Code that builds pages:
## START

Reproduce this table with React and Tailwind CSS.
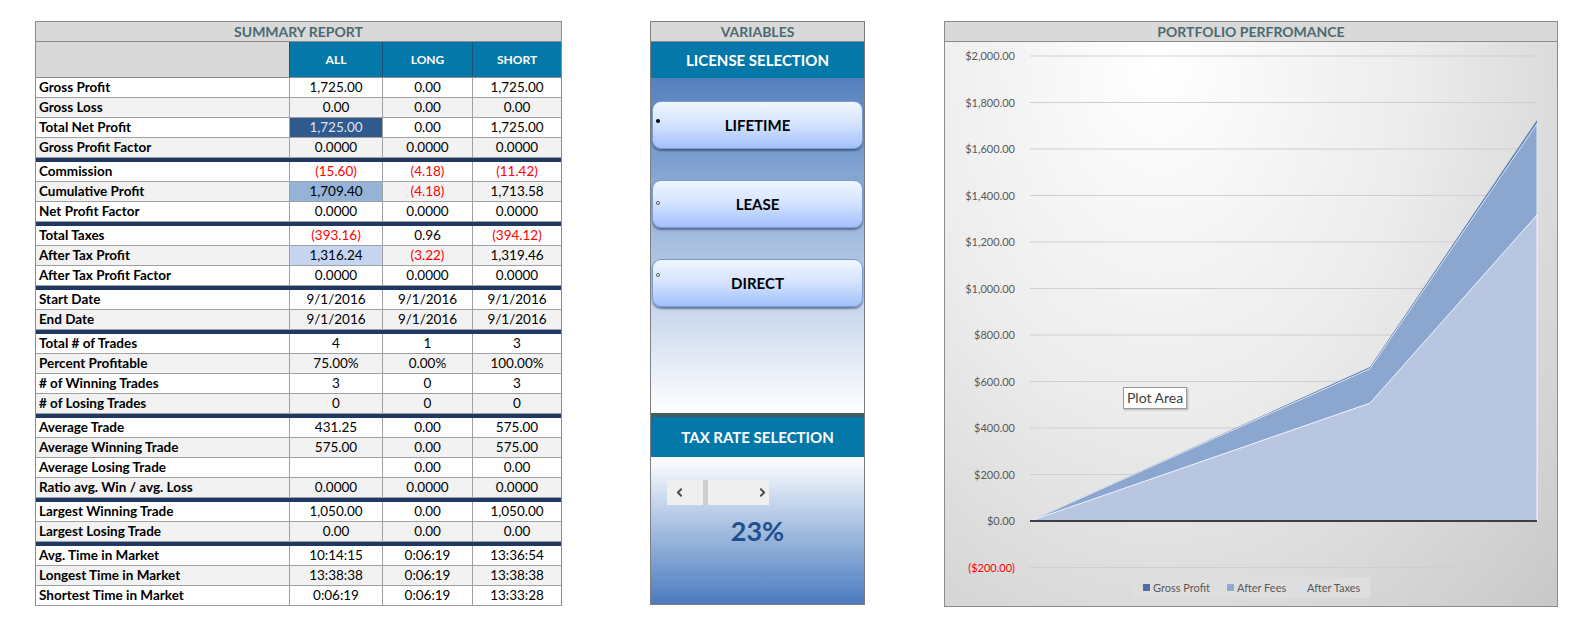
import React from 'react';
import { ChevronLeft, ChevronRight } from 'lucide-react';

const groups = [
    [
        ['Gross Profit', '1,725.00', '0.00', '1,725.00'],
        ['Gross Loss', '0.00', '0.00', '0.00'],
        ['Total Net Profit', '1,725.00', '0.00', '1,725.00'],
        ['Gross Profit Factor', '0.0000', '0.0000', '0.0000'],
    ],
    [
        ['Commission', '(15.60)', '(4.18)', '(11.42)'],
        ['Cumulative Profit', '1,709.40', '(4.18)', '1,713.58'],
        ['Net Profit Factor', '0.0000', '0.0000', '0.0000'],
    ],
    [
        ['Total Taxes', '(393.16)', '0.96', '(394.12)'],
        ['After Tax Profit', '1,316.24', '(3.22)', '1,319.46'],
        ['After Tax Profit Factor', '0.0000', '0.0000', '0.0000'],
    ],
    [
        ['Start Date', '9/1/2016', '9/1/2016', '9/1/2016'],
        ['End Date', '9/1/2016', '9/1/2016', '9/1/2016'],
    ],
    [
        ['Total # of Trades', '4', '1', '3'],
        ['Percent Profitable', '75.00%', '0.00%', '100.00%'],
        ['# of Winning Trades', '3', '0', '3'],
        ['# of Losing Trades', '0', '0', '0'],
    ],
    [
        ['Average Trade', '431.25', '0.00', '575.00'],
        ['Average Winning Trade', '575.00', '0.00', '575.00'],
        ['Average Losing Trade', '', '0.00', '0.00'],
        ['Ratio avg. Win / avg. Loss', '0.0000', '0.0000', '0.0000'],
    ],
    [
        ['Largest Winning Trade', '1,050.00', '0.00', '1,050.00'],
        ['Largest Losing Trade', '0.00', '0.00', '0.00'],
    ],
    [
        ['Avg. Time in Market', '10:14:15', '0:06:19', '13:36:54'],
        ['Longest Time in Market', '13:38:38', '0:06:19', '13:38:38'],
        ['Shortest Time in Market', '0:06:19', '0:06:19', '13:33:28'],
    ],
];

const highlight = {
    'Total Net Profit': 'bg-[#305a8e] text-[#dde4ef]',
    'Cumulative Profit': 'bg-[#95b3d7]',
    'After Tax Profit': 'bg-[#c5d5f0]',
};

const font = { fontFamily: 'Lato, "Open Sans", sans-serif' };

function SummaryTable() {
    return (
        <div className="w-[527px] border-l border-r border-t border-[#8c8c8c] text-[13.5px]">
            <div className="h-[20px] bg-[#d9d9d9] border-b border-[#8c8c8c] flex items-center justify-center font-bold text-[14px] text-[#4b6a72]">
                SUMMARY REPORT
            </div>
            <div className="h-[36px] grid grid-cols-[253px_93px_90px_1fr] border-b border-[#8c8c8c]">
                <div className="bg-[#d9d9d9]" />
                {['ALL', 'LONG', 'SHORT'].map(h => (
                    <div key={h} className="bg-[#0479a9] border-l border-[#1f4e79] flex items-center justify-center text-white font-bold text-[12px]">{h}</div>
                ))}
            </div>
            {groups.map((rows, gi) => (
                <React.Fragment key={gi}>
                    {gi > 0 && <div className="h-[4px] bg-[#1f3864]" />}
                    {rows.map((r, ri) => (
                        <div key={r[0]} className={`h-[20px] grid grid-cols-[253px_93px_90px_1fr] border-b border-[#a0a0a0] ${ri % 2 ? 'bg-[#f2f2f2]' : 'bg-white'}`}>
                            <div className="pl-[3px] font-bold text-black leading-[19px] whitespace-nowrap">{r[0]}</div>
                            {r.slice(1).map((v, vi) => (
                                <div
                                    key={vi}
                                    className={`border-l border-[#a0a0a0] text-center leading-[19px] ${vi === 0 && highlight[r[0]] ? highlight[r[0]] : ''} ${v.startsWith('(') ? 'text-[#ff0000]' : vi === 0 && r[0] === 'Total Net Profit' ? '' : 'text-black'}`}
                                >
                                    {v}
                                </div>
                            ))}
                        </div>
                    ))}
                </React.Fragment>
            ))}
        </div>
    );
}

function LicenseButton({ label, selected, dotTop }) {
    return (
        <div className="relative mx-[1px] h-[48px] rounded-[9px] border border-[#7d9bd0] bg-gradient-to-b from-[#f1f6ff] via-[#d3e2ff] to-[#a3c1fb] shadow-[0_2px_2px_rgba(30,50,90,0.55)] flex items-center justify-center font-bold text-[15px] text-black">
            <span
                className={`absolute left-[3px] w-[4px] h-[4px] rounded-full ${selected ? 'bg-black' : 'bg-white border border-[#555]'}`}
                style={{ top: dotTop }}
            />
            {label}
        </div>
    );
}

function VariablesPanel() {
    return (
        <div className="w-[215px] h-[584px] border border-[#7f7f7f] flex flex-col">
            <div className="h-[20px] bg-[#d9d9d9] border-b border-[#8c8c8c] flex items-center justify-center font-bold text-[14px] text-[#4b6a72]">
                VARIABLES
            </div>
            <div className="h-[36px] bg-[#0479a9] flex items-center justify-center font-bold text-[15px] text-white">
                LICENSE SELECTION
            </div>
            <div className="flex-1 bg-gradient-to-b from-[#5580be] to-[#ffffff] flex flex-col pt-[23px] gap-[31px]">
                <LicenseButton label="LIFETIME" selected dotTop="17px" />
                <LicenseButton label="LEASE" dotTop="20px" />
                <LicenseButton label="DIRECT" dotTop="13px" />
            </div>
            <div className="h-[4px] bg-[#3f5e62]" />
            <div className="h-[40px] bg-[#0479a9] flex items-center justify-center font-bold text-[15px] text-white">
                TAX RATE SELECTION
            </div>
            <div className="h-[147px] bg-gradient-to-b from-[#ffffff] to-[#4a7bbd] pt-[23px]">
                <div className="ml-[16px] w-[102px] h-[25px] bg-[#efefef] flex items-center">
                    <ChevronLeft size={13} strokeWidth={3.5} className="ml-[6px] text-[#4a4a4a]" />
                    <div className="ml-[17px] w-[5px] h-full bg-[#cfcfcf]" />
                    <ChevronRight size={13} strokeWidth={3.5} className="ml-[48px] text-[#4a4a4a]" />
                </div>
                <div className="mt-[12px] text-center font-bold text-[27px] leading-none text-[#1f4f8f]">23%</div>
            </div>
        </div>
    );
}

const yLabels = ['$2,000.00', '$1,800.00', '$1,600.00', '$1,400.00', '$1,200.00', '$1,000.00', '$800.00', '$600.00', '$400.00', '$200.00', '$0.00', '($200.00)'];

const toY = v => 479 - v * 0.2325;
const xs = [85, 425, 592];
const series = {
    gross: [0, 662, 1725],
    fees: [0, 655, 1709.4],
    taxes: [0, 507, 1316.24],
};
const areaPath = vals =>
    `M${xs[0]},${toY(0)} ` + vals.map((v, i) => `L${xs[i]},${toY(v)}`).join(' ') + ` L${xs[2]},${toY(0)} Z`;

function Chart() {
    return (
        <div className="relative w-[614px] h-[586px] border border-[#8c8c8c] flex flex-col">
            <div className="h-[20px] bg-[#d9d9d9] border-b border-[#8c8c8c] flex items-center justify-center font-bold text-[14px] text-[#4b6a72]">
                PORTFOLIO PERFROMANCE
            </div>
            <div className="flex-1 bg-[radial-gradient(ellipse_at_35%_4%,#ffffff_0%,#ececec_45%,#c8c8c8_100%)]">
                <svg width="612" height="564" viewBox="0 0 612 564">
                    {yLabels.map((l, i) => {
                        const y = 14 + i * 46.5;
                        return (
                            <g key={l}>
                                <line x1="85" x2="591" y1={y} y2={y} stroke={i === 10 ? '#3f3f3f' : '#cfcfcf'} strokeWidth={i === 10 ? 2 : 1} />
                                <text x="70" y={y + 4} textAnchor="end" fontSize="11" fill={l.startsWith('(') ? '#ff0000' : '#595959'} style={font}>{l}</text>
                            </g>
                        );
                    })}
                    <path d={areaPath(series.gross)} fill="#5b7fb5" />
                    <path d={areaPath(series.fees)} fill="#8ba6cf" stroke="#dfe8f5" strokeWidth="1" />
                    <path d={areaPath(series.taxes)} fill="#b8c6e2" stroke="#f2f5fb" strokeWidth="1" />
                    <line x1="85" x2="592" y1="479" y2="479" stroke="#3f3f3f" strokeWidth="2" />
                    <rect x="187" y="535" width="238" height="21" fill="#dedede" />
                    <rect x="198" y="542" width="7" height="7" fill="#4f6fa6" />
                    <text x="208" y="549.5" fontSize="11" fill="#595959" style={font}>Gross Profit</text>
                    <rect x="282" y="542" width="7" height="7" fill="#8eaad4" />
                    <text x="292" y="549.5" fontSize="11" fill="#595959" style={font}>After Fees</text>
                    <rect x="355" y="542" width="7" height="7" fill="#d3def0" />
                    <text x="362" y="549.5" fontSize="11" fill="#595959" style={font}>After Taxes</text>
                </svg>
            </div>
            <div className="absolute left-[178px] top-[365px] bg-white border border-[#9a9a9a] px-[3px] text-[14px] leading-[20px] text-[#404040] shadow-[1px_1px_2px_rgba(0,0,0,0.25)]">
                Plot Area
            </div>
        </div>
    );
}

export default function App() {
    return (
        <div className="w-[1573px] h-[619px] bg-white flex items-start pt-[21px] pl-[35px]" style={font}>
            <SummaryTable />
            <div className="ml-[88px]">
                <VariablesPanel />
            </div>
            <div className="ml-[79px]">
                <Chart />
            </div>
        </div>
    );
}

## END
## START

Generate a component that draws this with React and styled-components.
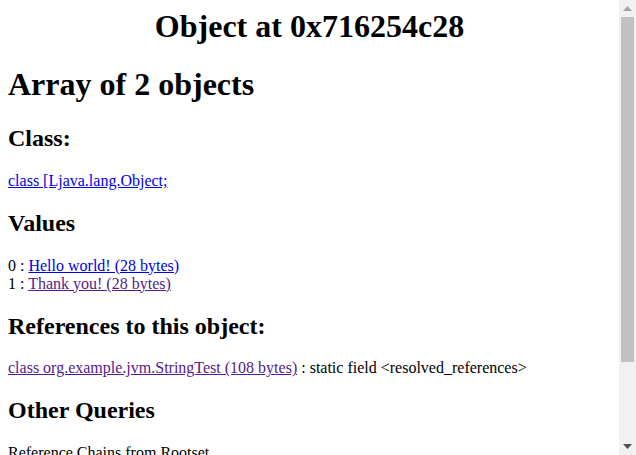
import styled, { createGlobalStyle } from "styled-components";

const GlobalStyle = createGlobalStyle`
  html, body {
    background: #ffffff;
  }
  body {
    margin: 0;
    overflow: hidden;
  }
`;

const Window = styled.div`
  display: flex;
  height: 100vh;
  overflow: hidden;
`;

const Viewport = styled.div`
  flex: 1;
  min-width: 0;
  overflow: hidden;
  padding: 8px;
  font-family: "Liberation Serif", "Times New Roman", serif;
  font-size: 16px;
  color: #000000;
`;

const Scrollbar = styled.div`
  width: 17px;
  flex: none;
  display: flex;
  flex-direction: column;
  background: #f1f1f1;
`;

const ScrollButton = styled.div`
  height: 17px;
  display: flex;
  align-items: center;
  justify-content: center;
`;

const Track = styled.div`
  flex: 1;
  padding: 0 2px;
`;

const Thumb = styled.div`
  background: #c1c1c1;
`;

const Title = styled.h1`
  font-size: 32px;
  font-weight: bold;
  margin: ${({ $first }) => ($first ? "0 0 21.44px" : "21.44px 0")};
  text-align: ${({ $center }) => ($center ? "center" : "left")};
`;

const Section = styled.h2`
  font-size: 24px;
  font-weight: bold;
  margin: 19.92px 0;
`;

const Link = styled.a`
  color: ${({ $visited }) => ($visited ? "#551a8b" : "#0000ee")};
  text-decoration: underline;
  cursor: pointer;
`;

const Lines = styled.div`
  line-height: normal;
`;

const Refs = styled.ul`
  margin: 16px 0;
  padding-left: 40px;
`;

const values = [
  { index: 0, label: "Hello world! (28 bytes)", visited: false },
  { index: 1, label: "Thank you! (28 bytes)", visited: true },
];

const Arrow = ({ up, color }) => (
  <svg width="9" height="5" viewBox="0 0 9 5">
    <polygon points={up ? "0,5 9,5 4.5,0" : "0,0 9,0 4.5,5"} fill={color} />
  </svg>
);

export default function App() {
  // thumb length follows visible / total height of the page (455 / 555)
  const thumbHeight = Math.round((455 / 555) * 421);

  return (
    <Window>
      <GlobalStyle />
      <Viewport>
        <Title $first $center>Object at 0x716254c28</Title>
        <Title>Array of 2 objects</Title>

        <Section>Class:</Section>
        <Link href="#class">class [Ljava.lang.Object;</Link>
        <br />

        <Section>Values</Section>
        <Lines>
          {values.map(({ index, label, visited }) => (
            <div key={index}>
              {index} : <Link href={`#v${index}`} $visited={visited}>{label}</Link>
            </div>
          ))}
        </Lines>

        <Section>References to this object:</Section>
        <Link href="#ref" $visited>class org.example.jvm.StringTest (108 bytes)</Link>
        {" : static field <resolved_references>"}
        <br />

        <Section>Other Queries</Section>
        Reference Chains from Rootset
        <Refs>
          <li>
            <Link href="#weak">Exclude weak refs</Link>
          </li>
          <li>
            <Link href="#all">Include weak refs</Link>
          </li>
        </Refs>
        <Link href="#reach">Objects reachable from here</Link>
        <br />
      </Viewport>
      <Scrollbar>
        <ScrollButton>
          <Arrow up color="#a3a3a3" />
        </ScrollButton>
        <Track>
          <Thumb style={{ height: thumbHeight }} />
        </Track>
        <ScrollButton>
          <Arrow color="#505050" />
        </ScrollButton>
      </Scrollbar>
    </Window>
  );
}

## END

- GOAL OF THE EXERCISE -
Find the number of lines in which the word "this" occurs, and write nothing but that number.

- CORRECT ANSWER -
3